I emailed Emily back as soon as I received it to ask for an explanation and point out that this is the first time in a decade that I’ve been denied credentials to cover the AIPAC conference. When no reply was forthcoming, I sent a second email to her and to Marshall Wittmann, AIPAC’s communications director, seeking an explanation, but, alas, it seems I’ve become a non-person.

Now, it bears mentioning that I am not the first to be blackballed by AIPAC, apparently for political reasons. As the JTA’s Ron Kampeas reported in 2012, three journalists were denied credentials to the policy conference that year:

Journalists turned away include Mitchell Plitnick, a liberal blogger who has sparred with right-wing pro-Israel groups as well as anti-Zionists, and who was going to provide coverage for Inter Press Service, which emphasizes developing nations coverage as well as what it calls marginalized groups; Adele Stan of AlterNet, a news site that says it encourages advocacy in a number of areas, including human rights and social justice; and Philip Weiss of Mondoweiss, an anti-Zionist site.

Plitnick had been cleared for coverage, only to be told that it was rescinded, and Weiss has covered AIPAC policy conferences at least three times without incident.

Barring coverage in Washington is rare; Government institutions in Washington are known for accommodating a broad range of journalists, including those adamantly hostile to the government of the day.

Actually, at least four journalists were barred from the 2012 conference. Alex Kane, who writes for both Mondoweiss and Alternet, was also denied credentials. Mitchell’s exclusion was particularly bizarre, given the sudden turnabout and the fact that he is a “non-Zionist” — as opposed to an “anti-Zionist” like Phil (barred again this year) — who also believes there should be a state where Jews should be able to gain refuge in the event that they ever face a threat like Nazism again. Of course, his past associations with the Israeli human rights group B’Tselem and with Jewish Voices for Peace (JVP) may have been too much for AIPAC to bear. I have no such organizational affiliations and probably fall somewhere between Mitchell’s idea (my parents were German Jewish refugees) and liberal Zionism to the diminishing extent that it remains a realistically viable option.

Now, however, it seems I’ve been added to AIPAC’s blacklist.

This raises a lot of questions, not the least of which is how thin has AIPAC’s skin become in light of its recent defeats on Capitol Hill. Another is whether it’s also barring its right-wing critics like Adam Kredo who, like me, has written a lot recently about the group’s travails in trying to maintain its bipartisanship while also doing the bidding of Bibi Netanyahu and his Republican and neoconservative allies here. But, of course, AIPAC’s right-wing critics, like Sheldon Adelson and Bill Kristol, have serious money — or access to it — while people like Mitchell, Phil and I don’t have quite as much to offer (although this is an encouraging development).

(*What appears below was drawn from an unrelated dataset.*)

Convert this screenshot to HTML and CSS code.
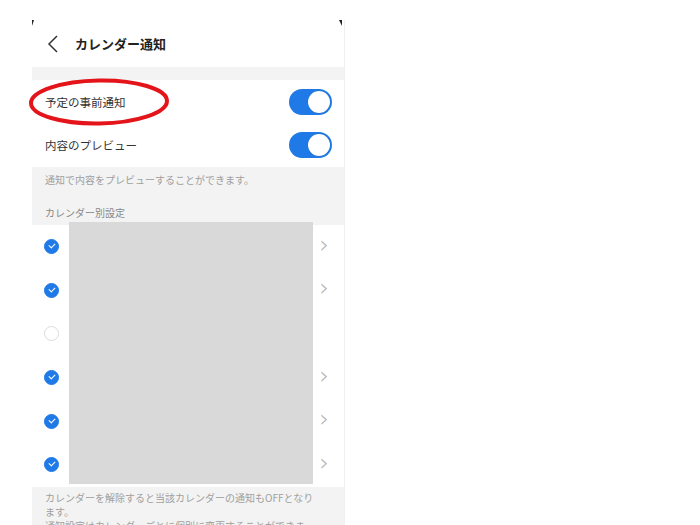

While I am under no illusions about my very marginal impact on the fate of the Israel lobby’s premier institution, I do think the fact that AIPAC would actually take the trouble to exclude me from its conference this year testifies — at least a tiny bit — to the organization’s current weakness, or, more precisely, its loss of self-confidence. Aside from AEI, I’ve never been excluded from any organization, no matter how politically or otherwise obnoxious it was to me or I to it. I have attended briefings and events by the the Jewish Institute for National Security Affairs, the Hudson Institute, and the Foundation for the Defense of Democracies, for example, and have always been treated with civility, if not cordiality. It’s hard to believe that AIPAC, which is far bigger and more powerful than any of these others alone or in combination, would think that my presence at a conference attended by 14,000 devoted followers might pose some kind of threat to — or, constitute an unacceptable blight on — its proceedings.

Meanwhile, read John Judis’s excellent analysis of AIPAC’s current plight. Maybe now that he’s written an increasingly revisionist history of Harry Truman and Israel AND critically assessed AIPAC’s problems, he’ll be blackballed, too. I’ll have to ask him.